Alert Service: Manages the lifecycle of alert rules in the persistent DB.
Price Ingester: Connects to WebSocket/SSE stock providers and publishes to Kafka.
Kafka (Messaging): Buffers high-volume price updates and decoupled notification tasks.
Matcher Service (Data Processing): Performs high-speed matching of prices against rules using local memory and Redis.
Redis (Cache): Stores active alert rules to allow Matcher nodes to hydrate their local memory quickly.
PostgreSQL (Storage): Source of truth for all user alert configurations.
Simplicity Audit: This design avoids complex stream-processing frameworks (like Flink) for the MVP, using a custom Matcher Service with local memory for maximum performance and predictable scaling.
Architecture Decision Rationale:
Why this architecture?: Price alerts are a classic "Needle in a Haystack" problem. In-memory sorted sets are the most efficient way to find which of the 10,000 alerts for "TSLA" are triggered by a price change to $200.
Functional Satisfaction: Covers alert CRUD and real-time notification.
Non-functional Satisfaction: Kafka ensures no price updates are lost during spikes; sharding allows horizontal scaling to millions of alerts.

High Level Architecture

Sub-system Deep Dive

Edge (Optional)

Content Delivery & Traffic Routing: Not critical for the stock price stream (internal ingestion), but the API Gateway uses Latency-based DNS for users to manage alerts.
Security & Perimeter:
API Gateway: Handles JWT validation.
Rate Limiting: Limits alert creation (e.g., 50 alerts per user) to prevent resource exhaustion.

Service

Topology & Scaling:
Matcher Service: Partitioned by TickerID. Each node handles a subset of tickers. Uses consistent hashing to ensure price ticks and alerts for the same ticker meet at the same node.
Statelessness: The Alert Service is stateless. The Matcher Service is stateful (in-memory rules) but can be rehydrated from Redis/PostgreSQL.
API Schema Design:
POST /v1/alerts: {ticker, price, condition: ABOVE|BELOW}. Returns alert_id.
DELETE /v1/alerts/{id}: Idempotent deletion.
Resilience:
Circuit Breakers: Applied to the Notification Service to prevent slow external push providers from backing up the system.

Storage

Access Pattern:
Alert Service: Write-heavy (creation/deletion).
Matcher Service: Read-heavy (initial load), but mostly relies on memory.
Database Table Design:
Alerts Table: id (UUID), user_id, ticker_id (Indexed), target_price, condition (ENUM), status (ACTIVE/TRIGGERED).
Technical Selection: PostgreSQL. Standard relational DB handles 100M rows easily with indexing on ticker_id.
Distribution Logic: Sharded by user_id for management, but indexed by ticker_id for the matching engine.

Cache

Purpose & Justification: Redis acts as a distributed lookup layer.
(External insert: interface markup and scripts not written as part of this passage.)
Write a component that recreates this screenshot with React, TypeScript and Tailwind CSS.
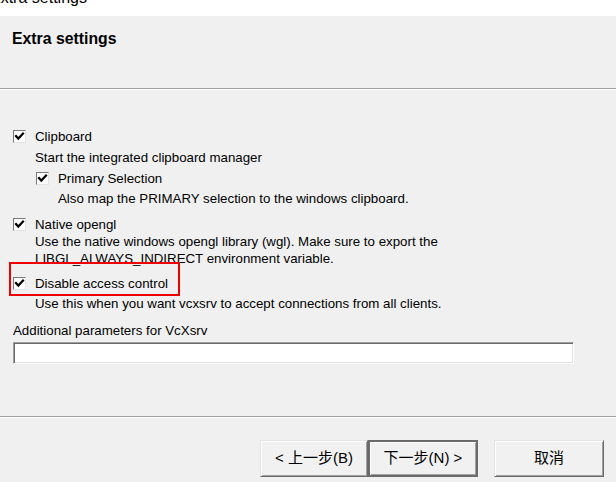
import React from 'react';

// --- classic sunken checkbox ---
const Check: React.FC = () => (
  <span className="w-[13px] h-[13px] shrink-0 bg-white border border-t-[#7a7a7a] border-l-[#7a7a7a] border-r-[#e3e3e3] border-b-[#e3e3e3] flex items-center justify-center">
    <svg width="11" height="11" viewBox="0 0 11 11" fill="none">
      <polyline points="2,5 4.3,7.6 9,2.6" stroke="#000" strokeWidth="2.2" strokeLinecap="square" strokeLinejoin="miter" />
    </svg>
  </span>
);

const Option: React.FC<{ label: string; className?: string }> = ({ label, className }) => (
  <div className={`flex items-center h-[17px] ${className || ''}`}>
    <Check />
    <span className="ml-[9px]">{label}</span>
  </div>
);

interface BtnProps {
  label: string;
  primary?: boolean;
  className?: string;
}

const WizardButton: React.FC<BtnProps> = ({ label, primary, className }) => (
  <button
    className={`h-[37px] flex items-center justify-center text-[15px] text-black bg-[#f1f1f1] ${
      primary
        ? 'border-2 border-[#6b6b6b] shadow-[inset_1px_1px_0_#ffffff,inset_-1px_-1px_0_#a0a0a0]'
        : 'border border-t-[#e3e3e3] border-l-[#e3e3e3] border-r-[#6b6b6b] border-b-[#6b6b6b] shadow-[inset_1px_1px_0_#ffffff,inset_-1px_-1px_0_#a0a0a0]'
    } ${className || ''}`}
  >
    {label}
  </button>
);

export default function App() {
  return (
    <div className="relative w-[616px] h-[482px] overflow-hidden bg-[#f0f0f0] text-black font-['Liberation_Sans','Noto_Sans_CJK_SC',sans-serif] text-[13.3px]">
      {/* window caption, cut off at the top */}
      <div className="h-[16px] bg-white overflow-hidden">
        <div className="ml-[-10px] mt-[-10.5px] text-[16px] leading-[16px]">Extra settings</div>
      </div>

      {/* header */}
      <div className="h-[72px] pl-[12px] pt-[14px]">
        <div className="text-[15.8px] leading-[18px] font-bold">Extra settings</div>
      </div>
      <div className="h-px bg-[#a0a0a0]" />
      <div className="h-px bg-white" />

      {/* body */}
      <div className="h-[326px] flex flex-col pl-[13px] pt-[38px] leading-[17px]">
        <Option label="Clipboard" />
        <div className="pl-[22px] mt-[4px]">Start the integrated clipboard manager</div>
        <Option label="Primary Selection" className="pl-[23px] mt-[4px]" />
        <div className="pl-[45px] mt-[3px]">Also map the PRIMARY selection to the windows clipboard.</div>

        <Option label="Native opengl" className="mt-[9px]" />
        <div className="pl-[22px] mt-[1px] leading-[16.5px]">
          Use the native windows opengl library (wgl). Make sure to export the
          <br />
          LIBGL_ALWAYS_INDIRECT environment variable.
        </div>

        <Option label="Disable access control" className="mt-[8px]" />
        <div className="pl-[22px] mt-[3px]">Use this when you want vcxsrv to accept connections from all clients.</div>

        <div className="mt-[10px]">Additional parameters for VcXsrv</div>
        <div className="mt-[3px] w-[561px] h-[22px] bg-white border border-t-[#a0a0a0] border-l-[#a0a0a0] border-r-[#ffffff] border-b-[#ffffff] shadow-[inset_1px_1px_0_#696969,inset_-1px_-1px_0_#e3e3e3]" />
      </div>

      <div className="h-px bg-[#a0a0a0]" />
      <div className="h-px bg-white" />

      {/* footer buttons */}
      <div className="flex pl-[260px] pt-[22px]">
        <WizardButton label="< 上一步(B)" className="w-[108px]" />
        <WizardButton label="下一步(N) >" primary className="w-[110px]" />
        <WizardButton label="取消" className="w-[110px] ml-[16px]" />
      </div>

      {/* red highlight frame */}
      <div className="absolute left-[9px] top-[262px] w-[171px] h-[34px] border-2 border-[#ee0000] pointer-events-none" />
    </div>
  );
}
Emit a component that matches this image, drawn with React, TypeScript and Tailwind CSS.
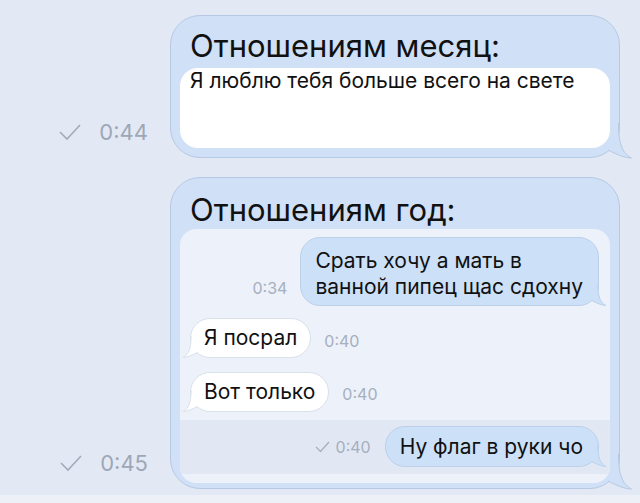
import React from 'react';

// bubble tail, drawn over the bottom corner of a bubble
const Tail: React.FC<{ side: 'left' | 'right'; size: 'big' | 'small'; fill: string; stroke: string }> = ({ side, size, fill, stroke }) => {
  const box =
    size === 'big'
      ? 'absolute -right-[13px] -bottom-[2px] w-[40px] h-[36px]'
      : side === 'right'
      ? 'absolute -right-[8px] -bottom-[1px] w-[24px] h-[22px]'
      : 'absolute -left-[8px] -bottom-[1px] w-[24px] h-[22px]';
  const flip = side === 'left' ? 'translate(40,0) scale(-1,1)' : undefined;
  return (
    <svg className={box} viewBox="0 0 40 36" preserveAspectRatio="none">
      <g transform={flip}>
        <path d="M26.5 0 C26.5 20 30 30 39.5 35 C33 35 26 32 16 27 L10 10 L20 0 Z" fill={fill} />
        <path d="M26.5 0 C26.5 20 30 30 39.5 35 C33 35 26 32 16 27" fill="none" stroke={stroke} strokeWidth={1} vectorEffect="non-scaling-stroke" />
      </g>
    </svg>
  );
};

const BigCheck = () => (
  <svg width="22" height="18" viewBox="0 0 22 18" fill="none">
    <path d="M1 9 L8 16 L21 2" stroke="#a3abb9" strokeWidth={1.6} />
  </svg>
);

const SmallCheck = () => (
  <svg width="15" height="12" viewBox="0 0 15 12" fill="none">
    <path d="M1 6 L5.5 10.5 L14 1" stroke="#a9b1be" strokeWidth={1.3} />
  </svg>
);

const Stamp: React.FC<{ time: string }> = ({ time }) => (
  <div className="flex items-center gap-[18px] text-[22px] leading-[26px] text-[#9ea7b6]">
    <BigCheck />
    <span>{time}</span>
  </div>
);

const SentBubble: React.FC<{ children: React.ReactNode; className?: string }> = ({ children, className }) => (
  <div className={`relative rounded-[20px] border border-[#bcd0ea] bg-[#cce0f7] ${className ?? ''}`}>
    <Tail side="right" size="small" fill="#cce0f7" stroke="#bcd0ea" />
    <span className="relative">{children}</span>
  </div>
);

const InBubble: React.FC<{ children: React.ReactNode }> = ({ children }) => (
  <div className="relative h-[40px] rounded-[20px] border border-[#d9e0ea] bg-white px-[13px] leading-[38px]">
    <Tail side="left" size="small" fill="#ffffff" stroke="#d9e0ea" />
    <span className="relative">{children}</span>
  </div>
);

export default function App() {
  return (
    <div className="w-[640px] h-[503px] overflow-hidden bg-[#e3e9f4] flex flex-col font-['Inter',sans-serif] text-[#111]">
      {/* month */}
      <div className="flex mt-[15px]">
        <div className="w-[170px] shrink-0 flex justify-end items-end pr-[22px] pb-[13px]">
          <Stamp time="0:44" />
        </div>
        <div className="relative w-[450px] rounded-[30px] border border-[#b6c9e4] bg-[#cfe0f7] px-[9px] pb-[9px]">
          <Tail side="right" size="big" fill="#cfe0f7" stroke="#b6c9e4" />
          <div className="relative pt-[12px] pl-[10px] text-[31px] leading-[36px]">Отношениям месяц:</div>
          <div className="relative mt-[4px] h-[80px] rounded-[18px] bg-white pl-[10px] pt-[1px] text-[21px] leading-[24px]">
            Я люблю тебя больше всего на свете
          </div>
        </div>
      </div>

      {/* year */}
      <div className="flex mt-[19px]">
        <div className="w-[170px] shrink-0 flex justify-end items-end pr-[22px] pb-[13px]">
          <Stamp time="0:45" />
        </div>
        <div className="relative w-[450px] rounded-[30px] border border-[#b6c9e4] bg-[#cfe0f7] px-[9px] pb-[5px]">
          <Tail side="right" size="big" fill="#cfe0f7" stroke="#b6c9e4" />
          <div className="relative pt-[14px] pl-[10px] text-[31px] leading-[36px]">Отношениям год:</div>
          <div className="relative mt-[1px] rounded-[16px] bg-[#ecf1fa] pt-[8px] pb-[9px] overflow-hidden text-[21px]">
            <div className="flex justify-end items-end gap-[13px] pr-[11px]">
              <span className="mb-[10px] text-[16px] leading-[16px] text-[#a6afbe]">0:34</span>
              <SentBubble className="pl-[14px] pr-[15px] pt-[10px] pb-[5px] leading-[26px]">
                Срать хочу а мать в<br />ванной пипец щас сдохну
              </SentBubble>
            </div>
            <div className="flex items-end gap-[13px] pl-[10px] mt-[12px]">
              <InBubble>Я посрал</InBubble>
              <span className="mb-[9px] text-[16px] leading-[16px] text-[#a6afbe]">0:40</span>
            </div>
            <div className="flex items-end gap-[13px] pl-[10px] mt-[14px]">
              <InBubble>Вот только</InBubble>
              <span className="mb-[10px] text-[16px] leading-[16px] text-[#a6afbe]">0:40</span>
            </div>
            <div className="mt-[8px] bg-[#e1e8f4] flex justify-end items-center gap-[14px] pr-[11px] pt-[6px] pb-[7px]">
              <div className="flex items-center gap-[6px] text-[16px] leading-[16px] text-[#a6afbe]">
                <SmallCheck />
                <span>0:40</span>
              </div>
              <SentBubble className="h-[41px] pl-[14px] pr-[15px] leading-[39px]">Ну флаг в руки чо</SentBubble>
            </div>
          </div>
        </div>
      </div>

      <div className="mt-auto h-[8px] bg-[#edf1f7]" />
    </div>
  );
}
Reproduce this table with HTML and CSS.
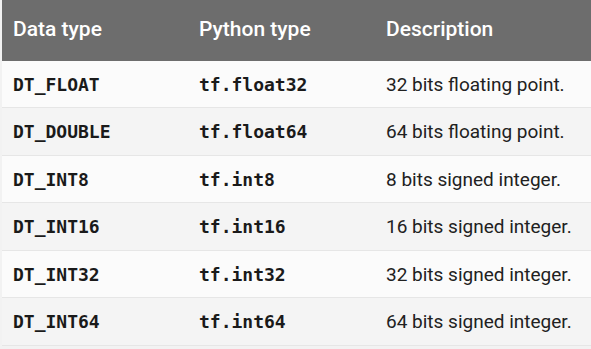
FILE: index.html
```html
<!DOCTYPE html>
<html lang="en">
<head>
    <meta charset="UTF-8">
    <title>TensorFlow data types</title>
    <link rel="stylesheet" href="styles.css">
</head>
<body>
    <table class="types-table">
        <thead>
            <tr>
                <th class="col-data">Data type</th>
                <th class="col-py">Python type</th>
                <th class="col-desc">Description</th>
            </tr>
        </thead>
        <tbody>
            <tr class="row-a">
                <td class="code">DT_FLOAT</td>
                <td class="code">tf.float32</td>
                <td>32 bits floating point.</td>
            </tr>
            <tr class="row-b">
                <td class="code">DT_DOUBLE</td>
                <td class="code">tf.float64</td>
                <td>64 bits floating point.</td>
            </tr>
            <tr class="row-a">
                <td class="code">DT_INT8</td>
                <td class="code">tf.int8</td>
                <td>8 bits signed integer.</td>
            </tr>
            <tr class="row-b">
                <td class="code">DT_INT16</td>
                <td class="code">tf.int16</td>
                <td>16 bits signed integer.</td>
            </tr>
            <tr class="row-a">
                <td class="code">DT_INT32</td>
                <td class="code">tf.int32</td>
                <td>32 bits signed integer.</td>
            </tr>
            <tr class="row-b">
                <td class="code">DT_INT64</td>
                <td class="code">tf.int64</td>
                <td>64 bits signed integer.</td>
            </tr>
        </tbody>
    </table>
</body>
</html>
```

FILE: styles.css
```css
/* General */
body {
    margin: 0;
    padding: 0 0 0 2px;
    background-color: #f2f2f2;
    font-family: Roboto, 'Noto Sans', sans-serif;
    color: #212121;
}

/* Table */
.types-table {
    width: 589px;
    border-collapse: collapse;
}

.types-table th {
    height: 57px;
    padding: 0 0 4px 11px;
    background-color: #6d6d6d;
    color: #ffffff;
    font-size: 21px;
    font-weight: 500;
    text-align: left;
}

.col-data { width: 175px; }
.col-py { width: 176px; }

.types-table td {
    padding: 0 0 0 11px;
    font-size: 19px;
    border-bottom: 1px solid #e6e6e6;
}

.row-a td { height: 46px; }
.row-b td { height: 47px; }

.types-table .code {
    font-family: 'DejaVu Sans Mono', monospace;
    font-weight: bold;
    font-size: 18px;
    color: #1a1a1a;
}

.row-a { background-color: #fbfbfb; }
.row-b { background-color: #f4f4f4; }
```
When a Matcher Service node starts up or a new alert is created, Redis provides a faster hydration source than the main DB.
Key-Value Schema:
Key: ticker:{id}:alerts
Value: Sorted Set (ZSET) where score is the target_price and member is the alert_id.
Failure Handling: If Redis fails, Matcher nodes fall back to the PostgreSQL replica.

Messaging

Purpose & Decoupling:
Kafka (Price Stream): Buffers ingestion. High throughput (100k+ events/sec).
Notification Queue (Kafka or SQS): Decouples the matching logic from the high-latency task of sending push notifications.
Throughput & Partitioning: Kafka topics partitioned by TickerID to maintain strict ordering of price updates per stock and facilitate sharded processing.

Data Processing

Processing Model: Custom Matcher Service consuming from Kafka.
Processing Logic:
Receive PriceUpdate(Ticker: AAPL, Price: 150.50).
Fetch local SortedSet<Alert> for AAPL.
For "Price Above" alerts: Range query for alerts with threshold <= 150.50.
For "Price Below" alerts: Range query for alerts with threshold >= 150.50.
Filter out alerts already marked as "Triggered" in the local bloom filter or cache.
Emit TriggeredAlert to Notification Queue.
Correctness: Checkpointing Kafka offsets only after a batch of price updates is processed.
Wrap Up

Advanced Topics

Trade-offs: We chose Eventual Consistency for alert creation. When a user creates an alert, it may take ~1 second to propagate through the Alert Service -> Redis -> Matcher Service. This is acceptable for stock alerts.
Reliability: If the Matcher Service crashes, it restarts and reloads rules for its assigned Ticker partitions from Redis. The Kafka consumer group ensures no price ticks are lost during the downtime.
Optimization (The "Flip-Flop" Problem): To avoid sending 100 alerts if a price bounces between 99.99 and 100.01, we implement a Hysteresis or a cool-down period. Once an alert triggers, its state is moved to TRIGGERED in the DB and removed from the active memory of the Matcher Service.
Scalability: As the number of tickers or alerts grows, we simply add more partitions to the Kafka topic and more Matcher Service instances.